Exercise task ->
The listing below is to be output in its exact form.

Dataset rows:
....................

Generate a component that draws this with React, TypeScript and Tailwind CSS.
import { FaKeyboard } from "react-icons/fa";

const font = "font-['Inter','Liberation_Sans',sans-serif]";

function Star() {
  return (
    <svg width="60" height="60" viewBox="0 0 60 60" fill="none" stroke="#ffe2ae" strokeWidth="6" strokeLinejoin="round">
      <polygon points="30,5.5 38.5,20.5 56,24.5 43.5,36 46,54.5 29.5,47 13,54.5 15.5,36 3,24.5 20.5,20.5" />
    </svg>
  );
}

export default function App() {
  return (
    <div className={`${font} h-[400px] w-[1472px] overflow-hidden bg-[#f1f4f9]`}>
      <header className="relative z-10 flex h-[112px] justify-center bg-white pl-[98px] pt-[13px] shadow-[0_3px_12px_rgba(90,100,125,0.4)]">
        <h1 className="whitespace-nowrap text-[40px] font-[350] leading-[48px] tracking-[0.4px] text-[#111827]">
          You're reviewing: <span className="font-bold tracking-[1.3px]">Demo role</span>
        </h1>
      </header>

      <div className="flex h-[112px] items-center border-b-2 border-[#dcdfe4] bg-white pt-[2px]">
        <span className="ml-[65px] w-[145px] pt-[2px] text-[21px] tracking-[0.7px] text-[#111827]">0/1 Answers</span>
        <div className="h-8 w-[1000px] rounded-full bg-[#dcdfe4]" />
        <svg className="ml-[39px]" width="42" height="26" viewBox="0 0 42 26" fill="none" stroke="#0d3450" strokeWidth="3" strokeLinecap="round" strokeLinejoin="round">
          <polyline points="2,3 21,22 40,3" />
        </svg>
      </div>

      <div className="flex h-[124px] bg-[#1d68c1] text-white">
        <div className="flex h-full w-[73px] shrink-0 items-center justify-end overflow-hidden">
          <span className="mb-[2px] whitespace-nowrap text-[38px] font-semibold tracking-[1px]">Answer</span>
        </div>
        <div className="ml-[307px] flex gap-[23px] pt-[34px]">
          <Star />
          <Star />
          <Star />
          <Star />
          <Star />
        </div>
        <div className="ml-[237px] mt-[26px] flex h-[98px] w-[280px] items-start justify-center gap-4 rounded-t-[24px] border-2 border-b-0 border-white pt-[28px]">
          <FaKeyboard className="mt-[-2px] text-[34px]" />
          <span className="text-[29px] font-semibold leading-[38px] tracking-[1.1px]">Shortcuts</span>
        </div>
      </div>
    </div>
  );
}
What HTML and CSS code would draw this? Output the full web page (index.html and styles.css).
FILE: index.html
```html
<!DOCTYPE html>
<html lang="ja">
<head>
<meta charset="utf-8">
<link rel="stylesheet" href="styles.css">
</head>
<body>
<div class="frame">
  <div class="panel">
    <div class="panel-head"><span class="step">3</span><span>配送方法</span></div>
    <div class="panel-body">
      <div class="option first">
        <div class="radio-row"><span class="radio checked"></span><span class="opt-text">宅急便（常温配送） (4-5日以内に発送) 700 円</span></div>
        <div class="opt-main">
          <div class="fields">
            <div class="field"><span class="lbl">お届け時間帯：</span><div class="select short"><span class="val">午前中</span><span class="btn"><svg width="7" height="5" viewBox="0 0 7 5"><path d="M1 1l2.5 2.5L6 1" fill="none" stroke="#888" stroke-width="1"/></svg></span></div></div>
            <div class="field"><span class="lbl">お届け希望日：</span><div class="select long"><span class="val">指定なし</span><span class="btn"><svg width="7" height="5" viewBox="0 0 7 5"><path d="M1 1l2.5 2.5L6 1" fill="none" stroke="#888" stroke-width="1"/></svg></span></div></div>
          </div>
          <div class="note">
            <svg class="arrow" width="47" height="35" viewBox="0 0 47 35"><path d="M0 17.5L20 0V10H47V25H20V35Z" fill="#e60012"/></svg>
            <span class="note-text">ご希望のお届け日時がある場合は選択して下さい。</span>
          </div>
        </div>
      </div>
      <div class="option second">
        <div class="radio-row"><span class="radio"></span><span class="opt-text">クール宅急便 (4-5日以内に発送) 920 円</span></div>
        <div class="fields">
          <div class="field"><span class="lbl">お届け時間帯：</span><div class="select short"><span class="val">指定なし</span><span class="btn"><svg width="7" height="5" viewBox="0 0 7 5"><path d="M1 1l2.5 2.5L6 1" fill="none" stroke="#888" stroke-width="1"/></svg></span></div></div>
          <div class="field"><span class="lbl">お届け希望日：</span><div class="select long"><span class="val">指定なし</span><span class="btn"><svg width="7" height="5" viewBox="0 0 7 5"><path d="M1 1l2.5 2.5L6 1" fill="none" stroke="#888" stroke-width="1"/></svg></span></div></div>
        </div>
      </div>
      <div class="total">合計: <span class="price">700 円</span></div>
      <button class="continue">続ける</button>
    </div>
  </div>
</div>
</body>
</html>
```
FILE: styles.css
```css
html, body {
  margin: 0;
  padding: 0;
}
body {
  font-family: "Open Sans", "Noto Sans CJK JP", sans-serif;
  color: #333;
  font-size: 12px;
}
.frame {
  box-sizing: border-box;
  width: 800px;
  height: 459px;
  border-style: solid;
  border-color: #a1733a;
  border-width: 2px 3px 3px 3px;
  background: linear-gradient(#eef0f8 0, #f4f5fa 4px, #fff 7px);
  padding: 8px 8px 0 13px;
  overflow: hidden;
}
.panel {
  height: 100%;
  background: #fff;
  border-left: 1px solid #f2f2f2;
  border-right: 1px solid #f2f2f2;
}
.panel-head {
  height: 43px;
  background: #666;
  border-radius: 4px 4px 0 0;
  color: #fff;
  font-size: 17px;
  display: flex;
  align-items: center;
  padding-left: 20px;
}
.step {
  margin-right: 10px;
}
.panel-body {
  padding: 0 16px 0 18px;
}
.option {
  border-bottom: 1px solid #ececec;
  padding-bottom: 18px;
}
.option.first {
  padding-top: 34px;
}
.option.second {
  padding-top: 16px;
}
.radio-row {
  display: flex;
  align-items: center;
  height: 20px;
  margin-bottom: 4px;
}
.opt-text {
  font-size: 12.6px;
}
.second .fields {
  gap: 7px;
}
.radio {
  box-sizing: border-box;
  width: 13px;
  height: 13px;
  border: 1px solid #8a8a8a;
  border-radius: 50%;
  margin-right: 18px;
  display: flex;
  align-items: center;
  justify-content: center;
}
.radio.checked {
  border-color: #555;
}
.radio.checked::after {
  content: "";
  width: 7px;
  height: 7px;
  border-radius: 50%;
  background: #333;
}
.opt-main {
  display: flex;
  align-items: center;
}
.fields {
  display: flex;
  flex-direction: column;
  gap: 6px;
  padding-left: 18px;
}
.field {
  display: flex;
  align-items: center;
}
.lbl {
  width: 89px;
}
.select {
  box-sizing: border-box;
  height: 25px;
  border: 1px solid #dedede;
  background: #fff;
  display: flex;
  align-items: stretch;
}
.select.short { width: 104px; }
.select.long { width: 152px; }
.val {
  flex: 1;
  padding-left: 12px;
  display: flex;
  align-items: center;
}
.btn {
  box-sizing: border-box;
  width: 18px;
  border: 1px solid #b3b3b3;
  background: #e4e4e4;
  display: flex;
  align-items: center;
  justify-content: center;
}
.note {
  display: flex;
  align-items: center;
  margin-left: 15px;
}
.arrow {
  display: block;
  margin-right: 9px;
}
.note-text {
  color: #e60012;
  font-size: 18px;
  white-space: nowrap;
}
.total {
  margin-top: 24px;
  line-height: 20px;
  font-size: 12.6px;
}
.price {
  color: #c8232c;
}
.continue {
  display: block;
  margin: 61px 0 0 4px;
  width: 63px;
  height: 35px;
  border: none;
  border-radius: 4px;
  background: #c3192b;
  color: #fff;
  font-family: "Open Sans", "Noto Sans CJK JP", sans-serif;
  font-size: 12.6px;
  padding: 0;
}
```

....................

Finished answer ->
Generate a component that draws this with React, TypeScript and Tailwind CSS.
import { FaKeyboard } from "react-icons/fa";

const font = "font-['Inter','Liberation_Sans',sans-serif]";

function Star() {
  return (
    <svg width="60" height="60" viewBox="0 0 60 60" fill="none" stroke="#ffe2ae" strokeWidth="6" strokeLinejoin="round">
      <polygon points="30,5.5 38.5,20.5 56,24.5 43.5,36 46,54.5 29.5,47 13,54.5 15.5,36 3,24.5 20.5,20.5" />
    </svg>
  );
}

export default function App() {
  return (
    <div className={`${font} h-[400px] w-[1472px] overflow-hidden bg-[#f1f4f9]`}>
      <header className="relative z-10 flex h-[112px] justify-center bg-white pl-[98px] pt-[13px] shadow-[0_3px_12px_rgba(90,100,125,0.4)]">
        <h1 className="whitespace-nowrap text-[40px] font-[350] leading-[48px] tracking-[0.4px] text-[#111827]">
          You're reviewing: <span className="font-bold tracking-[1.3px]">Demo role</span>
        </h1>
      </header>

      <div className="flex h-[112px] items-center border-b-2 border-[#dcdfe4] bg-white pt-[2px]">
        <span className="ml-[65px] w-[145px] pt-[2px] text-[21px] tracking-[0.7px] text-[#111827]">0/1 Answers</span>
        <div className="h-8 w-[1000px] rounded-full bg-[#dcdfe4]" />
        <svg className="ml-[39px]" width="42" height="26" viewBox="0 0 42 26" fill="none" stroke="#0d3450" strokeWidth="3" strokeLinecap="round" strokeLinejoin="round">
          <polyline points="2,3 21,22 40,3" />
        </svg>
      </div>

      <div className="flex h-[124px] bg-[#1d68c1] text-white">
        <div className="flex h-full w-[73px] shrink-0 items-center justify-end overflow-hidden">
          <span className="mb-[2px] whitespace-nowrap text-[38px] font-semibold tracking-[1px]">Answer</span>
        </div>
        <div className="ml-[307px] flex gap-[23px] pt-[34px]">
          <Star />
          <Star />
          <Star />
          <Star />
          <Star />
        </div>
        <div className="ml-[237px] mt-[26px] flex h-[98px] w-[280px] items-start justify-center gap-4 rounded-t-[24px] border-2 border-b-0 border-white pt-[28px]">
          <FaKeyboard className="mt-[-2px] text-[34px]" />
          <span className="text-[29px] font-semibold leading-[38px] tracking-[1.1px]">Shortcuts</span>
        </div>
      </div>
    </div>
  );
}
What HTML and CSS code would draw this? Output the full web page (index.html and styles.css).
FILE: index.html
```html
<!DOCTYPE html>
<html lang="ja">
<head>
<meta charset="utf-8">
<link rel="stylesheet" href="styles.css">
</head>
<body>
<div class="frame">
  <div class="panel">
    <div class="panel-head"><span class="step">3</span><span>配送方法</span></div>
    <div class="panel-body">
      <div class="option first">
        <div class="radio-row"><span class="radio checked"></span><span class="opt-text">宅急便（常温配送） (4-5日以内に発送) 700 円</span></div>
        <div class="opt-main">
          <div class="fields">
            <div class="field"><span class="lbl">お届け時間帯：</span><div class="select short"><span class="val">午前中</span><span class="btn"><svg width="7" height="5" viewBox="0 0 7 5"><path d="M1 1l2.5 2.5L6 1" fill="none" stroke="#888" stroke-width="1"/></svg></span></div></div>
            <div class="field"><span class="lbl">お届け希望日：</span><div class="select long"><span class="val">指定なし</span><span class="btn"><svg width="7" height="5" viewBox="0 0 7 5"><path d="M1 1l2.5 2.5L6 1" fill="none" stroke="#888" stroke-width="1"/></svg></span></div></div>
          </div>
          <div class="note">
            <svg class="arrow" width="47" height="35" viewBox="0 0 47 35"><path d="M0 17.5L20 0V10H47V25H20V35Z" fill="#e60012"/></svg>
            <span class="note-text">ご希望のお届け日時がある場合は選択して下さい。</span>
          </div>
        </div>
      </div>
      <div class="option second">
        <div class="radio-row"><span class="radio"></span><span class="opt-text">クール宅急便 (4-5日以内に発送) 920 円</span></div>
        <div class="fields">
          <div class="field"><span class="lbl">お届け時間帯：</span><div class="select short"><span class="val">指定なし</span><span class="btn"><svg width="7" height="5" viewBox="0 0 7 5"><path d="M1 1l2.5 2.5L6 1" fill="none" stroke="#888" stroke-width="1"/></svg></span></div></div>
          <div class="field"><span class="lbl">お届け希望日：</span><div class="select long"><span class="val">指定なし</span><span class="btn"><svg width="7" height="5" viewBox="0 0 7 5"><path d="M1 1l2.5 2.5L6 1" fill="none" stroke="#888" stroke-width="1"/></svg></span></div></div>
        </div>
      </div>
      <div class="total">合計: <span class="price">700 円</span></div>
      <button class="continue">続ける</button>
    </div>
  </div>
</div>
</body>
</html>
```
FILE: styles.css
```css
html, body {
  margin: 0;
  padding: 0;
}
body {
  font-family: "Open Sans", "Noto Sans CJK JP", sans-serif;
  color: #333;
  font-size: 12px;
}
.frame {
  box-sizing: border-box;
  width: 800px;
  height: 459px;
  border-style: solid;
  border-color: #a1733a;
  border-width: 2px 3px 3px 3px;
  background: linear-gradient(#eef0f8 0, #f4f5fa 4px, #fff 7px);
  padding: 8px 8px 0 13px;
  overflow: hidden;
}
.panel {
  height: 100%;
  background: #fff;
  border-left: 1px solid #f2f2f2;
  border-right: 1px solid #f2f2f2;
}
.panel-head {
  height: 43px;
  background: #666;
  border-radius: 4px 4px 0 0;
  color: #fff;
  font-size: 17px;
  display: flex;
  align-items: center;
  padding-left: 20px;
}
.step {
  margin-right: 10px;
}
.panel-body {
  padding: 0 16px 0 18px;
}
.option {
  border-bottom: 1px solid #ececec;
  padding-bottom: 18px;
}
.option.first {
  padding-top: 34px;
}
.option.second {
  padding-top: 16px;
}
.radio-row {
  display: flex;
  align-items: center;
  height: 20px;
  margin-bottom: 4px;
}
.opt-text {
  font-size: 12.6px;
}
.second .fields {
  gap: 7px;
}
.radio {
  box-sizing: border-box;
  width: 13px;
  height: 13px;
  border: 1px solid #8a8a8a;
  border-radius: 50%;
  margin-right: 18px;
  display: flex;
  align-items: center;
  justify-content: center;
}
.radio.checked {
  border-color: #555;
}
.radio.checked::after {
  content: "";
  width: 7px;
  height: 7px;
  border-radius: 50%;
  background: #333;
}
.opt-main {
  display: flex;
  align-items: center;
}
.fields {
  display: flex;
  flex-direction: column;
  gap: 6px;
  padding-left: 18px;
}
.field {
  display: flex;
  align-items: center;
}
.lbl {
  width: 89px;
}
.select {
  box-sizing: border-box;
  height: 25px;
  border: 1px solid #dedede;
  background: #fff;
  display: flex;
  align-items: stretch;
}
.select.short { width: 104px; }
.select.long { width: 152px; }
.val {
  flex: 1;
  padding-left: 12px;
  display: flex;
  align-items: center;
}
.btn {
  box-sizing: border-box;
  width: 18px;
  border: 1px solid #b3b3b3;
  background: #e4e4e4;
  display: flex;
  align-items: center;
  justify-content: center;
}
.note {
  display: flex;
  align-items: center;
  margin-left: 15px;
}
.arrow {
  display: block;
  margin-right: 9px;
}
.note-text {
  color: #e60012;
  font-size: 18px;
  white-space: nowrap;
}
.total {
  margin-top: 24px;
  line-height: 20px;
  font-size: 12.6px;
}
.price {
  color: #c8232c;
}
.continue {
  display: block;
  margin: 61px 0 0 4px;
  width: 63px;
  height: 35px;
  border: none;
  border-radius: 4px;
  background: #c3192b;
  color: #fff;
  font-family: "Open Sans", "Noto Sans CJK JP", sans-serif;
  font-size: 12.6px;
  padding: 0;
}
```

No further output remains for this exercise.